Marsyas arose with the others, but he hesitated and glanced down at the fine garments that covered him. He remembered that he had not brought his soiled Essenic robes with him. He unslung his wallet and extended it to Agrippa.
"Take it, and forget not that I shall ask payment from the strength of that high place to which this may help thee! The vengeful spirit is not of choice a patient thing! I shall wait—but to achieve mine ends. God prosper thee! If thy servants will lend me each a garment thou shalt have back thy dress once more and I will depart."
"Whither?" asked Agrippa without taking the purse.
"To En-Gadi, for the present."
"But the brotherhood will then be guilty of befriending thee and thou art a living example of that which befalls him who befriends one of Saul's marked creatures."
"So I am become as a pestilence," Marsyas said grimly. It was another count against the Pharisee.
"Thou art much beset. Doubt not that Vitellius will seek for thee in En-Gadi, and it were better for thee and for the brotherhood that thou be not found. Thou must leave Judea, for the arm of the Sanhedrim is long."
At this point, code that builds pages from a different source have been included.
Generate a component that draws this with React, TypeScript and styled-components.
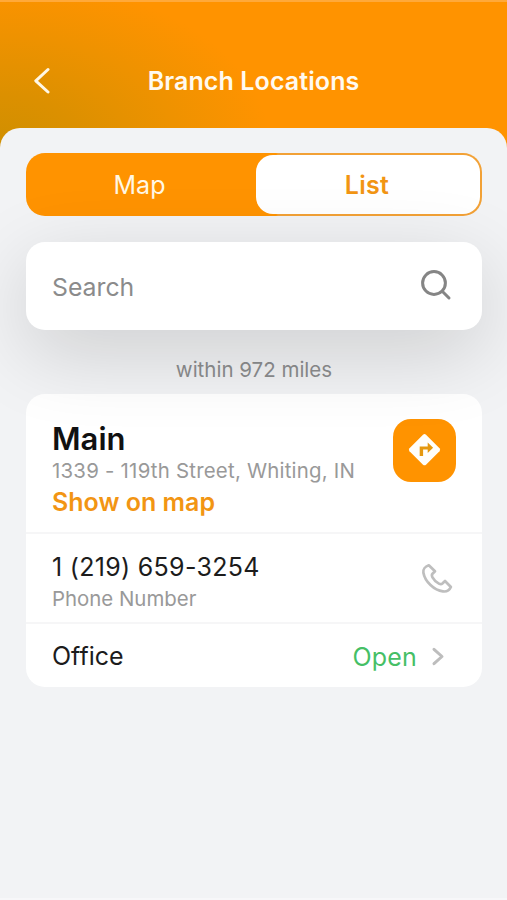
import React from "react";
import styled, { createGlobalStyle } from "styled-components";

const ORANGE = "#ff9300";

const GlobalStyle = createGlobalStyle`
  * { box-sizing: border-box; }
  body { margin: 0; background: #f2f3f5; font-family: Inter, "Liberation Sans", sans-serif; }
  button, input { font: inherit; border: 0; padding: 0; margin: 0; background: none; }
`;

const Screen = styled.div`
  height: 900px;
  overflow: hidden;
  display: flex;
  flex-direction: column;
  border-top: 2px solid #ffa93a;
  border-bottom: 2px solid #f7f7f9;
  background: radial-gradient(ellipse 270px 165px at 0 142px, #d08f00 0%, #dc9000 30%, #ee9200 65%, ${ORANGE} 100%) ${ORANGE};
`;

const Header = styled.header`
  height: 126px;
  flex: none;
  display: grid;
  grid-template-columns: 60px 1fr 60px;
  align-items: center;
  padding-top: 32px;
`;

const BackButton = styled.button`
  display: flex;
  justify-content: flex-start;
  padding-left: 32px;
`;

const Title = styled.h1`
  margin: 0;
  text-align: center;
  color: #fffaf0;
  font-size: 25px;
  font-weight: 600;
  letter-spacing: 0.1px;
  line-height: 30px;
`;

const Sheet = styled.main`
  flex: 1;
  padding: 25px 25px 0 26px;
  border-radius: 20px 20px 0 0;
  background: #f2f3f5;
`;

const Tabs = styled.div`
  height: 63px;
  display: grid;
  grid-template-columns: 228px 1fr;
  padding: 2px;
  border-radius: 19px;
  background: linear-gradient(90deg, ${ORANGE} 250px, #f2a136 252px);
`;

const Tab = styled.button<{ $active?: boolean }>`
  display: flex;
  align-items: center;
  justify-content: center;
  padding-right: ${(p) => (p.$active ? 2 : 5)}px;
  border-radius: 17px;
  font-size: 25px;
  color: ${(p) => (p.$active ? "#f29513" : "#fff8e6")};
  background: ${(p) => (p.$active ? "#fff" : "transparent")};
  font-weight: ${(p) => (p.$active ? 600 : 400)};
  letter-spacing: ${(p) => (p.$active ? 0.3 : 0)}px;
`;

const SearchBox = styled.label`
  position: relative;
  z-index: 1;
  height: 88px;
  margin-top: 26px;
  padding: 0 30px 0 26px;
  display: flex;
  align-items: center;
  justify-content: space-between;
  border-radius: 19px;
  background: #fff;
  box-shadow: 0 22px 80px rgba(0, 0, 0, 0.155);

  svg { margin-bottom: 2px; }
`;

const SearchText = styled.span`
  color: #8b8b8b;
  font-size: 24.8px;
  line-height: 30px;
  padding-top: 1px;
`;

const Radius = styled.p`
  margin: 0;
  height: 64px;
  padding-top: 14px;
  display: flex;
  align-items: center;
  justify-content: center;
  color: #8c8d8e;
  font-size: 20.5px;
`;

const Card = styled.section`
  height: 293px;
  border-radius: 19px;
  background: #fff;
`;

const Row = styled.div<{ $height: number; $divided?: boolean; $shift?: number }>`
  height: ${(p) => p.$height}px;
  padding: ${(p) => p.$shift ?? 0}px 26px 0;
  display: flex;
  align-items: center;
  justify-content: space-between;
  border-bottom: ${(p) => (p.$divided ? "2px solid #f6f6f7" : "0")};
`;

const Lines = styled.div`
  display: flex;
  flex-direction: column;
`;

const BranchName = styled.h2`
  margin: 0;
  color: #111;
  font-size: 31px;
  font-weight: 600;
  line-height: 36px;
`;

const Caption = styled.span<{ $spacing?: number }>`
  color: #999;
  font-size: 20.4px;
  letter-spacing: ${(p) => p.$spacing ?? 0}px;
  line-height: 28px;
`;

const MapLink = styled.a`
  color: #f29513;
  font-size: 25px;
  font-weight: 600;
  line-height: 35px;
`;

const Value = styled.span<{ $spacing?: number }>`
  color: #1c1c1c;
  font-size: 25px;
  letter-spacing: ${(p) => p.$spacing ?? 0}px;
  line-height: 35px;
`;

const Directions = styled.button`
  width: 63px;
  height: 63px;
  margin-top: -41px;
  display: grid;
  place-items: center;
  border-radius: 18px;
  background: ${ORANGE};
`;

const Status = styled.span`
  display: flex;
  align-items: center;
  gap: 14px;
  padding-right: 11px;
  color: #46bf66;
  font-size: 25px;
  letter-spacing: 0.2px;
`;

const PhoneSlot = styled.span`
  display: flex;
  padding: 0 2px 5px 0;
`;

const BackIcon = () => (
  <svg width="18" height="28" viewBox="0 0 18 28" fill="none" stroke="#fff7e6" strokeWidth="3" strokeLinecap="round" strokeLinejoin="round">
    <path d="M16 2.500 3.800 13.800 16 25" />
  </svg>
);

const SearchIcon = () => (
  <svg width="32" height="32" viewBox="0 0 32 32" fill="none" stroke="#858585" strokeWidth="3" strokeLinecap="round">
    <circle cx="14" cy="14" r="11.4" />
    <path d="m22.500 22.500 6.500 6.500" />
  </svg>
);

const DirectionsIcon = () => (
  <svg width="34" height="34" viewBox="0 0 34 34">
    <path d="M15 1.700q1.500-1.300 3 0l13.500 13.500q1.300 1.500 0 3L18 31.700q-1.500 1.300-3 0L1.500 18.200q-1.300-1.500 0-3z" fill="#fffefa" />
    <path d="M11.700 23v-9.600h8V9.500l5.400 5.300-5.400 5.300v-3.500h-4.600V23z" fill="#e5980d" />
  </svg>
);

const PhoneIcon = () => (
  <svg width="34" height="34" viewBox="0 0 34 34" fill="none" stroke="#bebebe" strokeWidth="2.7" strokeLinejoin="round">
    <path d="M8.800 3.300 15 9.300l-2.500 2.500c-1 1-.7 2.200 0 3.600 1.500 2.800 3.600 4.800 6.400 6.200 1.400.7 2.500.8 3.500-.1l2.600-2.500 5.900 6c-1.500 3.300-4.300 4.900-8 4.400C14.200 28.200 5 19.700 3.400 10.700 2.800 7.500 5.100 4.500 8.800 3.300Z" />
  </svg>
);

const ChevronIcon = () => (
  <svg width="14" height="20" viewBox="0 0 14 20" fill="none" stroke="#bdbdbd" strokeWidth="3" strokeLinecap="round" strokeLinejoin="round">
    <path d="m3 2.300 8 7.200-8 7.200" />
  </svg>
);

export default function App() {
  return (
    <>
      <GlobalStyle />
      <Screen>
        <Header>
          <BackButton aria-label="Back"><BackIcon /></BackButton>
          <Title>Branch Locations</Title>
        </Header>
        <Sheet>
          <Tabs>
            <Tab>Map</Tab>
            <Tab $active>List</Tab>
          </Tabs>
          <SearchBox>
            <SearchText>Search</SearchText>
            <SearchIcon />
          </SearchBox>
          <Radius>within 972 miles</Radius>
          <Card>
            <Row $height={140} $divided $shift={15}>
              <Lines>
                <BranchName>Main</BranchName>
                <Caption $spacing={0.23}>1339 - 119th Street, Whiting, IN</Caption>
                <MapLink>Show on map</MapLink>
              </Lines>
              <Directions aria-label="Directions"><DirectionsIcon /></Directions>
            </Row>
            <Row $height={90} $divided $shift={7}>
              <Lines>
                <Value $spacing={0.3}>1 (219) 659-3254</Value>
                <Caption>Phone Number</Caption>
              </Lines>
              <PhoneSlot><PhoneIcon /></PhoneSlot>
            </Row>
            <Row $height={63} $shift={2}>
              <Value>Office</Value>
              <Status>Open <ChevronIcon /></Status>
            </Row>
          </Card>
        </Sheet>
      </Screen>
    </>
  );
}
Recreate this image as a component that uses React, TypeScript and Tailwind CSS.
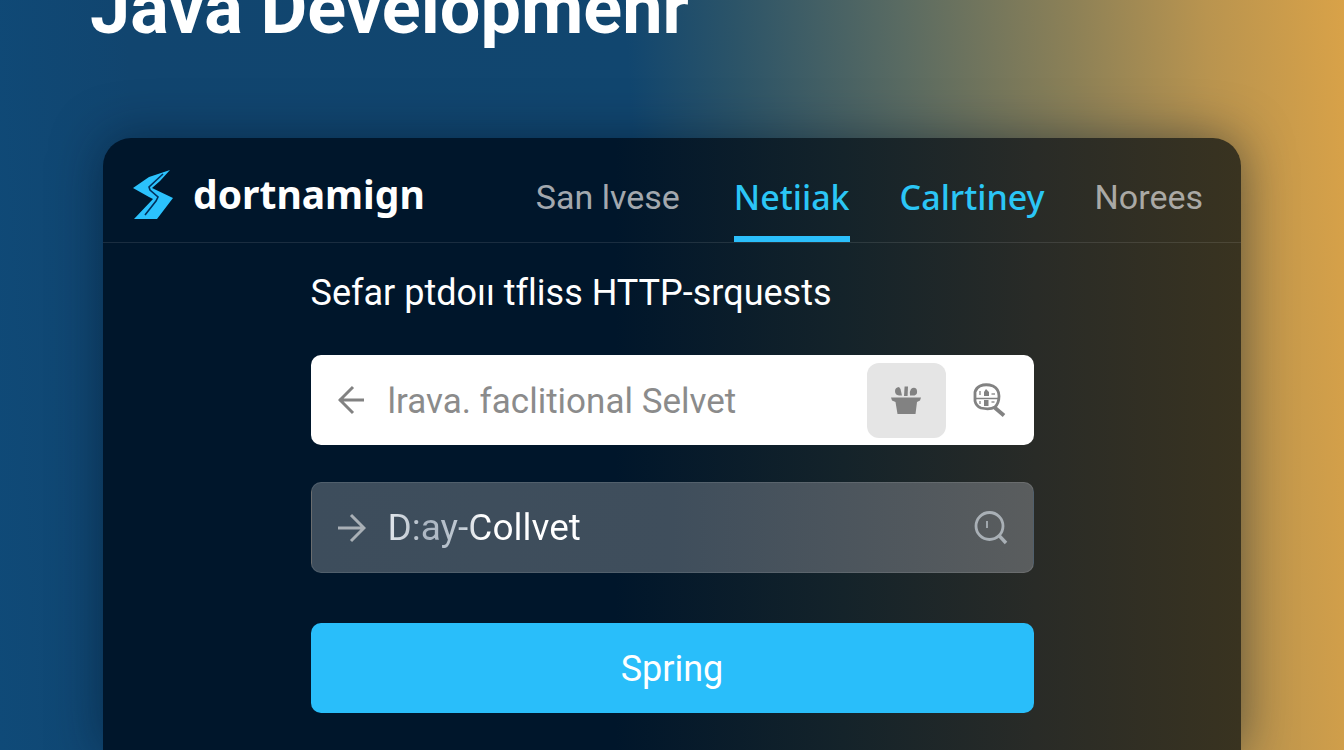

To leave Judea meant to be banished among the Gentiles, to step out of four whitewashed walls into unknown turmoil; to leave the pleasures of solitude, the peoples of parchment, the events of old history, the ambitions of the soul and go forth amid arrogant heathen godlessness to meet precarious fortunes. The whole course of his life had been entirely reversed in a few hours. Resolute and strong as the Essene was, his face contracted painfully.
Agrippa laid a hand on his arm.
"Remember, it is our faith that this persecution will cease and then thou canst return to thy study in safety," he said as gently as if he were speaking to a child. But in that moment, Marsyas told himself that there would be no returning to his old peace.